The Conference established the nautical date line and adopted an ideal form of the terrestrial time zone system for use at sea. It recommended that time changes required by changes of longitude be made in one-hour steps. This recommendation was adopted between 1920 and 1925 by all major fleets, including British, French and American. The rules applied to almost all naval ships and to many non-naval ships. Nevertheless, up to the Second World War, the old practice of keeping local apparent time prevailed on many independent merchant ships.
The nautical date line is implied but not explicitly drawn on time zone maps.

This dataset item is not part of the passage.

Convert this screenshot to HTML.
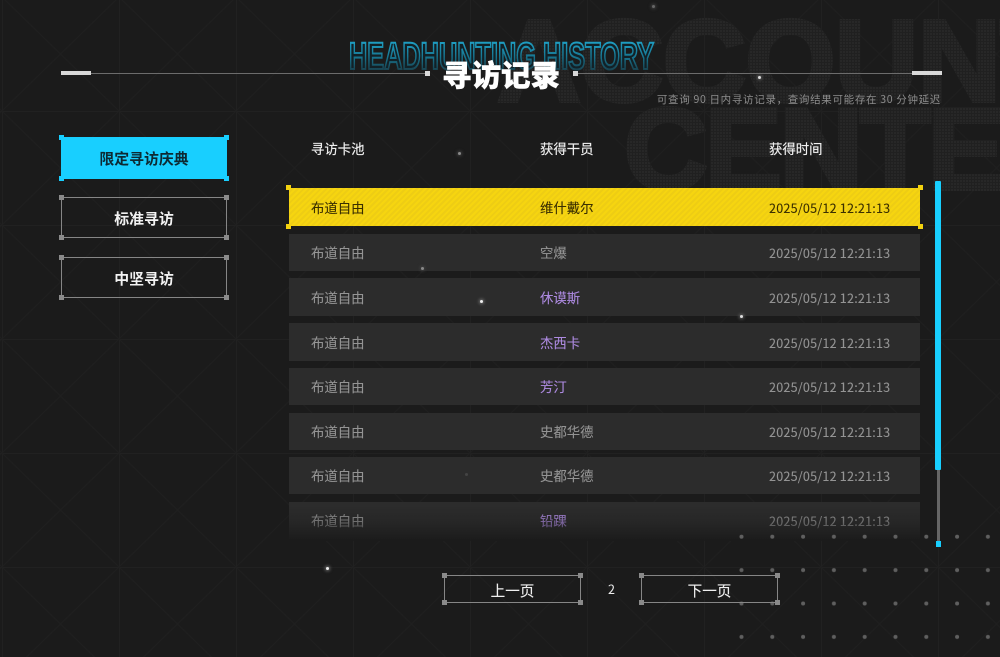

It follows the 180° meridian except where it is interrupted by territorial waters adjacent to land, forming gaps: it is a pole-to-pole dashed line. Ships are required to adopt the standard time of a country when they are within its territorial waters, but must revert to international time zones (15° wide pole-to-pole gores) as soon as they leave territorial waters. The 15° gore that is offset from GMT or UT1 (not UTC) by twelve hours is bisected by the nautical date line into two 7.5° gores that differ from GMT by ±12 hours.
In reality nautical time zones are used only for radio communication etc. Internally on the ship, e.g. for work and meal hours, the ship may use a suitable time of its own choosing. This includes fixed installations such as oil rigs. For example, the Norwegian Ekofisk oil rigs are located in international water at longitude 3°E but use Norwegian time.